We find that the new compressed version of the applications give good performance
with network performance per session in the ISDN (100 kilobits per second)
to POTS ( 20 kilobits per second) range with a modern consumer PC (75 Mhz
Pentium) or low end workstation as the client. Note that the decompression time is independent of the network and only
depends on the client CPU characteristics. For the GIS application as one
decreases the compression ratio, one decreases the needed CPU decoding time
but increases the needed network bandwidth. The attached results show that
for a 75 Mhz Pentium that the GIS is best implemented with uncompressed
images above about a 0.5 Megabit per second network while the compressed
implementation gives the best user performance at network speeds below this.
Similarily let us suppose that the client PC (or digital set-top box/network
PC) comes with hardware MPEG decompression. Then at the needed 1.5 megabit
per second network, this would be preferred delivery technology. Low bit
rate compression schemes can be used with portable easily deployed software
decoders at a factor of 20 lower network speed than MPEG but the requirement
of Pentium class client CPU's.
These conclusions are also seen in evaluting effectiveness of "caching"
of Internet (Web) information on local disks. A set of detailed experiments
by schools connected to NASA Langley (in Virginia) with a specially modified
HTTP server showed that 95% of educational access was from cached material
and so again we see a factor of 20 reduction in naive estimate of needed
network bandwidth. Here you are trading network bandwidth versus local disk
storage for a large cache.
Our work needs to be interpreted carefully as one can indeed either choose
fast clients or networks. The growing interest in "network PC's" probably
only makes sense if they are supported by fast reliable networks. However
it is not clear if these devices will be succesful. Again we can contrast
schools in China and the USA. In China, essentially the only PC's are the
modern Pentium systems we used and a tradeoff to CPU power with modest network
bandwidth need seems natural. In the USA, the schools have substantial investment
in older Apple and IBM PC architecture machines which are quite inaedequate
for the decompression tasks we employed. However as with the network PC,
it is not clear that older PC's are sufficient anyway as most applications
require substantial graphics and memory (just to run a Web browser!) capabilities.
This is contained in a set of separate documents:
http://turais:8888/gis/tests/cpu2net.html is the overview and this references both spreadsheet (Excel or Ascii) and a set of graphs of application time versus network bandwidth.
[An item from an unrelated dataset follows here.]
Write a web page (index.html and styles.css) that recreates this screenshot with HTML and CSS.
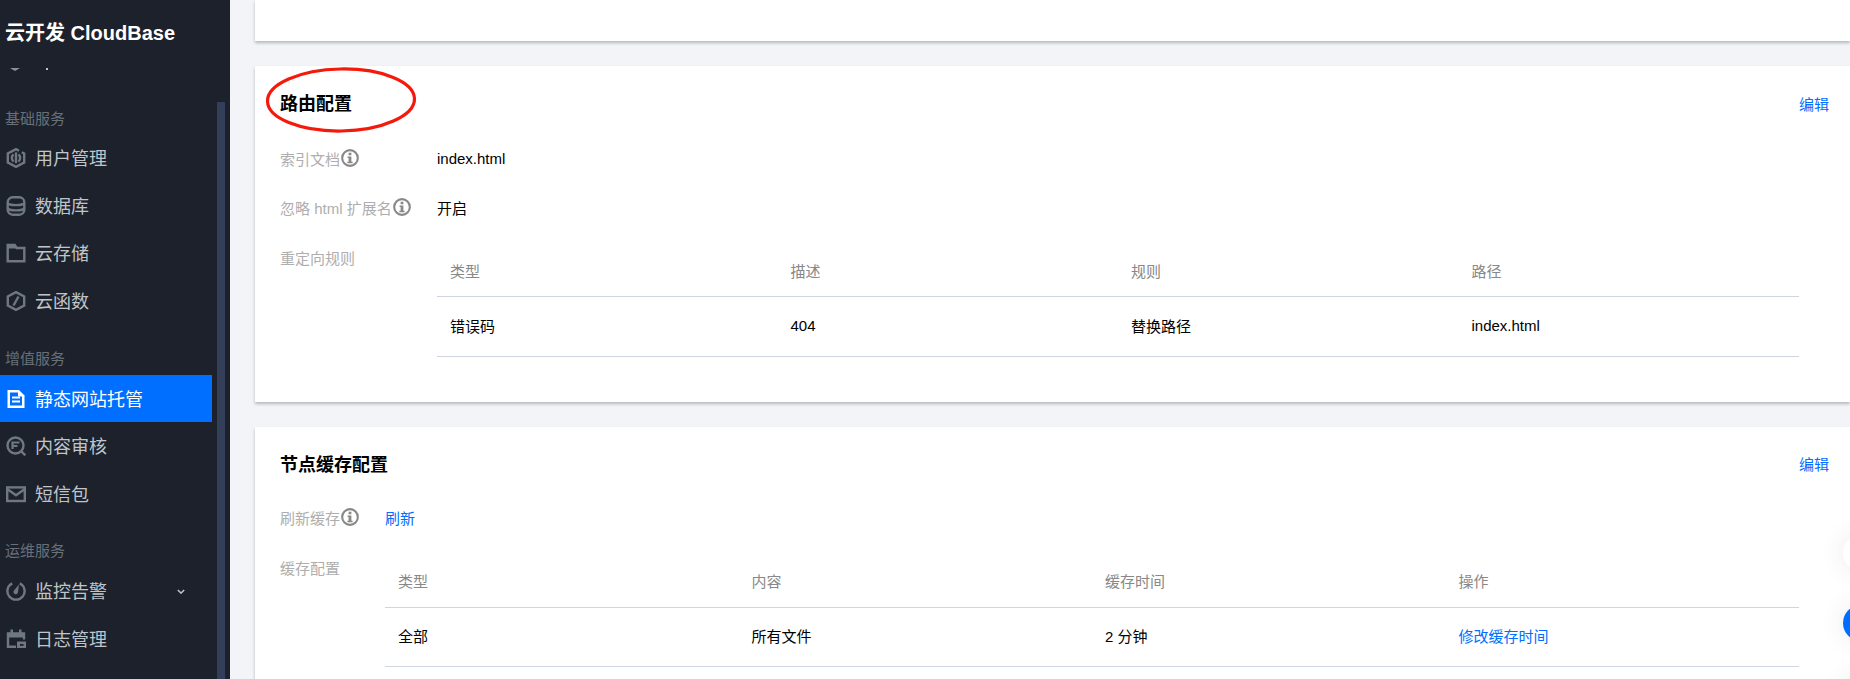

This evaluation considers a single map unit covering a 25 kilometer square
with digital elevation and texture data at current 30 to 100 meter resolution
and needing about 800 kilobytes of memory in uncompressed form. For an ISDN
line, the results show that the uncompressed network dominated loading time
of over 40 seconds becomes just 4 seconds on a SGI R10000 workstation for
the wavelet compressed texture map which is roughly equally split between
network and CPU decompression time. On a 36.6 kbaud modem line, the uncompressed
image takes over 160 seconds to download. On the otherhand, a 75 Mhz Pentium
PC only takes a total of 19 seconds for downloading and decompression for
the highest quality wavelet images. The results show that it is better to
use high quality (level) wavelet compression as at level 6, the image is
"too small" and downloading time is less than the decompression time which
is roughly independent of compression quality.
A realistic journey would involve several such map units which could be
buffered in the client and available so that user smoothly transitions to
them as one crosses map unit boundaries. Thus one needs to reduce downloading/decompression
time so that total is (much) less than typical time a user spends in each
unit.
It is well known that traditional MPEG video encoding requires both a high
performance network and a specialized card for hardware decompression on
the client machine. We have experimented with a different approach using
a new low bite rate compression scheme (H263) and both a high performance
(C,C++) and portable (Java) decoder on the client machine. The Java results
show many differences between vendors (Microsoft, Netscape) and machines
(PC, SGI) but these reflect immaturity of this technology. We choose four
video sequences varying from "quiet" (golf, video conferencing) to active
scenes. The needed network performance varies from that of phone modems
for the quiet video to ISDN (100 kilobytes per second) for the very active
(and hence changing) video. As video compression encodes differences, the
more rapidly varying movies require more network bandwidth. However the
decoder performance is roughly independent of the movie and can be done
in approximately real time on a 75Mhz Pentium PC. To be precise our optimized
decoder on this PC is about twice real time and the best Java version about
half real time today.
We conclude that modern clients with approximately ISDN performance networks
will be sufficient for education video applications (which will not require
entertainment quality images) with video conferencing only needing conventional
phone line modems.
Movie sequences Tested
All sequences use (as is conventional in H263) one I-frame with remaining frames specified by differences
H263 Decoders Tested:
The ActiveMovie decoder, written in C++, has been ported from the C version
which was an optimized commercial( Telenor) code. The ActiveMovie code is
running inside of an ActveMovie OCX, or, as Microsoft calls it now, an ActiveX
control.This is contributing to a rather large system overhead, but the
comparison with Java applet is very legitimate, since in both cases video
is playing inside of browser window.
Test platform: Pentium 75 MHz, with GrafixStar 700 video card (high end device speeding up video display by some 25%), running Windows NT 4.0 (build 1381).
Note that all frame rates larger than 10 are fully acceptable as 10 frames per second is realtime performance. We averaged several runs getting reproducible results.